Since dedicated surveys began some
15 years ago, astronomers have catalogued nearly 10,000 near-Earth
asteroids, including about a thousand big enough to cause global damage
in a collision.
2012 DA14 is believed to measure about 150 feet across. It was moving at nearly 5 miles per second when it streaked past Earth.
A
similar but slightly smaller rocky asteroid is believed to have crashed
into the atmosphere above Siberia in June 1908, disintegrating in an
air blast known as the Tunguska Event that leveled millions of trees
over more than 800 square miles.
A denser, 150-foot-wide
nickel-iron asteroid blasted through the atmosphere above Arizona 50,000
years ago, excavating Meteor Crater, a mile-wide impact basin similar
in appearance to those on the moon.
Don Yeomans, an
asteroid expert at NASA's Jet Propulsion Laboratory, said 2012 DA14
likely would have broken up in the atmosphere had it hit the planet,
releasing some 2.4 megatons of energy in the resulting air blast. That's
roughly 150 times the 16-kiloton atomic bomb blast above Hiroshima in
1945.
Asteroid collisions with Earth are not uncommon,
but most of the 100 tons of debris that hit the atmosphere every day is
made up of small objects, burning up unseen at high altitude.

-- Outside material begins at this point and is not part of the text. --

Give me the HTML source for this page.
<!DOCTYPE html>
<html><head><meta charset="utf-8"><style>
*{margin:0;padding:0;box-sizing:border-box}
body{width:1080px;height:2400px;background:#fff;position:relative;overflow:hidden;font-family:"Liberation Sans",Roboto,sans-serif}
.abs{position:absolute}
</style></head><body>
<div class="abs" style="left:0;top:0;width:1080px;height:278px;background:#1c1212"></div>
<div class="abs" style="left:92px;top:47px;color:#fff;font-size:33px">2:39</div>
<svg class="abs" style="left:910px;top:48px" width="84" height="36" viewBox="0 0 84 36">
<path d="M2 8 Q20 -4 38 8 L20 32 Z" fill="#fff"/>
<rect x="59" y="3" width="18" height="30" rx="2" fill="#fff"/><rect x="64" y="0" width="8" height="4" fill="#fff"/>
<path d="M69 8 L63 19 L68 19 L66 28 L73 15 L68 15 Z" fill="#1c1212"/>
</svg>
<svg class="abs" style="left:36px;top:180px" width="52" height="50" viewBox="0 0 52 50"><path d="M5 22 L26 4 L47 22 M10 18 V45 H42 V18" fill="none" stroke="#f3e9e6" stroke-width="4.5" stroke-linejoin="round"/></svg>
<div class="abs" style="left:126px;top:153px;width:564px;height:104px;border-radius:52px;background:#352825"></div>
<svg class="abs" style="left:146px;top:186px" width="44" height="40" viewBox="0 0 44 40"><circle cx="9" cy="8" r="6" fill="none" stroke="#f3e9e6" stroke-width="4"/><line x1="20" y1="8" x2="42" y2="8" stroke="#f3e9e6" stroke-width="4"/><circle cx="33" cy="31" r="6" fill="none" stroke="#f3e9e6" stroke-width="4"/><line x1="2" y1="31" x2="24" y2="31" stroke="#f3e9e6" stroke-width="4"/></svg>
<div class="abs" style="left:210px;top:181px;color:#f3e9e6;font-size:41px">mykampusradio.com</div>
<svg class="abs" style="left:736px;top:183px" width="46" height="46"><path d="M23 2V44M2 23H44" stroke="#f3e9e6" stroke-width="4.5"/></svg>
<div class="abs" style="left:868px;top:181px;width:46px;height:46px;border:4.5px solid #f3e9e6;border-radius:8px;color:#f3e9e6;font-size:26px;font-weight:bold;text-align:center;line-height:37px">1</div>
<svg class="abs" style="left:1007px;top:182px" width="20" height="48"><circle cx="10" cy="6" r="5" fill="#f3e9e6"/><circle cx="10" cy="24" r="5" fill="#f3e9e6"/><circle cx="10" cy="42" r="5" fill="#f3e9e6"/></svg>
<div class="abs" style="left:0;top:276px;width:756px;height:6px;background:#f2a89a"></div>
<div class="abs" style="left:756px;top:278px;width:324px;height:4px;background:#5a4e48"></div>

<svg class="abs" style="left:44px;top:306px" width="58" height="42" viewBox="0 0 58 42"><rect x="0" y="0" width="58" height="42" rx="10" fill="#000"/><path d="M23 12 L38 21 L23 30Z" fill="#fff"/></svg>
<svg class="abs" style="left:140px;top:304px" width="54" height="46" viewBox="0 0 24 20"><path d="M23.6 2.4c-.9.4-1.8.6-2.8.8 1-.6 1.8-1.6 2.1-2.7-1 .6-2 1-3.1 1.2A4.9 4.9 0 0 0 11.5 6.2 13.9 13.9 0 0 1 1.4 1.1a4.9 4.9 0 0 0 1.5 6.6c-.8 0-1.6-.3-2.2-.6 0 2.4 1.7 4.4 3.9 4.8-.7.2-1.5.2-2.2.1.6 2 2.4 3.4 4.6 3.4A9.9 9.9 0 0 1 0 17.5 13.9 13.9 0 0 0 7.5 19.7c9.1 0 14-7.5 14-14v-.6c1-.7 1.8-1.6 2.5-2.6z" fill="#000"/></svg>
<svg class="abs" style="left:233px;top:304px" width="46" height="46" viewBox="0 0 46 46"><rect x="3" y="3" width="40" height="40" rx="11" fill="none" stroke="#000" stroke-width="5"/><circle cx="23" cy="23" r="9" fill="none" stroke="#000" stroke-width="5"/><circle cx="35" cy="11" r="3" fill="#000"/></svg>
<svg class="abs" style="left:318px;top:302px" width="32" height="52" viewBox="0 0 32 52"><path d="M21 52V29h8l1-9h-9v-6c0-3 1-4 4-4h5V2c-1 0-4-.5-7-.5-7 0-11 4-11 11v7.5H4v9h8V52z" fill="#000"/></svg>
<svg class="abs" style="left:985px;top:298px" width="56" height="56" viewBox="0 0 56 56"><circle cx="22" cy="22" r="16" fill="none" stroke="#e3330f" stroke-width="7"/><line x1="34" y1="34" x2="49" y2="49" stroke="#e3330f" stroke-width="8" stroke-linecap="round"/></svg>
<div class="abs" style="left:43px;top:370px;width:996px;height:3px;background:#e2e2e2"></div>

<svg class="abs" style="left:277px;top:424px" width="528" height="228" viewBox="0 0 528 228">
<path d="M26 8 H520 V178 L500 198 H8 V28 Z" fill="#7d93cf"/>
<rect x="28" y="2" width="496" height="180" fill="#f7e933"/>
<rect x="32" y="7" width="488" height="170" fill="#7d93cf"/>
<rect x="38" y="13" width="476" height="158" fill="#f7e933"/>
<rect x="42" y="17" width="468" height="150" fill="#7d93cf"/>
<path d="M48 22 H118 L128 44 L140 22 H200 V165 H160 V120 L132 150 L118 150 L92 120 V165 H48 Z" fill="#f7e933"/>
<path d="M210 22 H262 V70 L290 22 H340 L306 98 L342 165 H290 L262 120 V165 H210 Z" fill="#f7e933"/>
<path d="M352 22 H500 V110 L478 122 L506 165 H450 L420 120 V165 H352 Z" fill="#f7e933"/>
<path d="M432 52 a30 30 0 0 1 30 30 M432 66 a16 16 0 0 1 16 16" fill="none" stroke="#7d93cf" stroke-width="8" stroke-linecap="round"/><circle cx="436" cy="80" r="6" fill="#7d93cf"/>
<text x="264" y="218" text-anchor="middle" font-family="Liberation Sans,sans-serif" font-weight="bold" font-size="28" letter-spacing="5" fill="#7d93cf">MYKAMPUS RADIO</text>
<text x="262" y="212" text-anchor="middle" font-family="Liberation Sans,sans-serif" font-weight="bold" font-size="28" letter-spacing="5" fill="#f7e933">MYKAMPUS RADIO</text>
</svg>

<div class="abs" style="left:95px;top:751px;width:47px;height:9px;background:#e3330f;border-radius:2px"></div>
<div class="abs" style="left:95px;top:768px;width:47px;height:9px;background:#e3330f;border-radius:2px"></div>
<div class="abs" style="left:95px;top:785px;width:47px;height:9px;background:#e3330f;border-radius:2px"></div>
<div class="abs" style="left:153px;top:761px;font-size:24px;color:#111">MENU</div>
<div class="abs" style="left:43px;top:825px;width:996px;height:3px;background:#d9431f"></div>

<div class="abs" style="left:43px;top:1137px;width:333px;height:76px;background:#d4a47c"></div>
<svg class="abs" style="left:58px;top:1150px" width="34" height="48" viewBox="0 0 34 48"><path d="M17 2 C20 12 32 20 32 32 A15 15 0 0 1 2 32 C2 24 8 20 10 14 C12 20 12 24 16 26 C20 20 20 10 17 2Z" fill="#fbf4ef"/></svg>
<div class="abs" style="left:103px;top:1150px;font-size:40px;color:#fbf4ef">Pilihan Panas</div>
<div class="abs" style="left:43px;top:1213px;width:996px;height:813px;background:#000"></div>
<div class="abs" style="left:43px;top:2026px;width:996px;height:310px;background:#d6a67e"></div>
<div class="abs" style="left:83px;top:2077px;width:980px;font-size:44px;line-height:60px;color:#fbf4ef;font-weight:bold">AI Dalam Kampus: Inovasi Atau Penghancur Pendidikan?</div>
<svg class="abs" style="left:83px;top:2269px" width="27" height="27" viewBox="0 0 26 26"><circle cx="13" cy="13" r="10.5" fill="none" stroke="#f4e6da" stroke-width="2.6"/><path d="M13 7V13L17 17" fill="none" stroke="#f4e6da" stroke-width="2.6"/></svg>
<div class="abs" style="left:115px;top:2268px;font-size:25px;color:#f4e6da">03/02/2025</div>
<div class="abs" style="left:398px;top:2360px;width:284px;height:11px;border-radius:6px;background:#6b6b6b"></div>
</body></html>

Objects
the size of basketballs impact daily, with car-size objects hitting
every few weeks.
Yeomans said asteroids the size of 2012
DA14 could be expected to impact the planet once every 1,200 years on
average. He said bodies large enough to trigger a global catastrophe,
like the six-mile-wide asteroid believed to have wiped out the
dinosaurs, hit every hundred million years or so.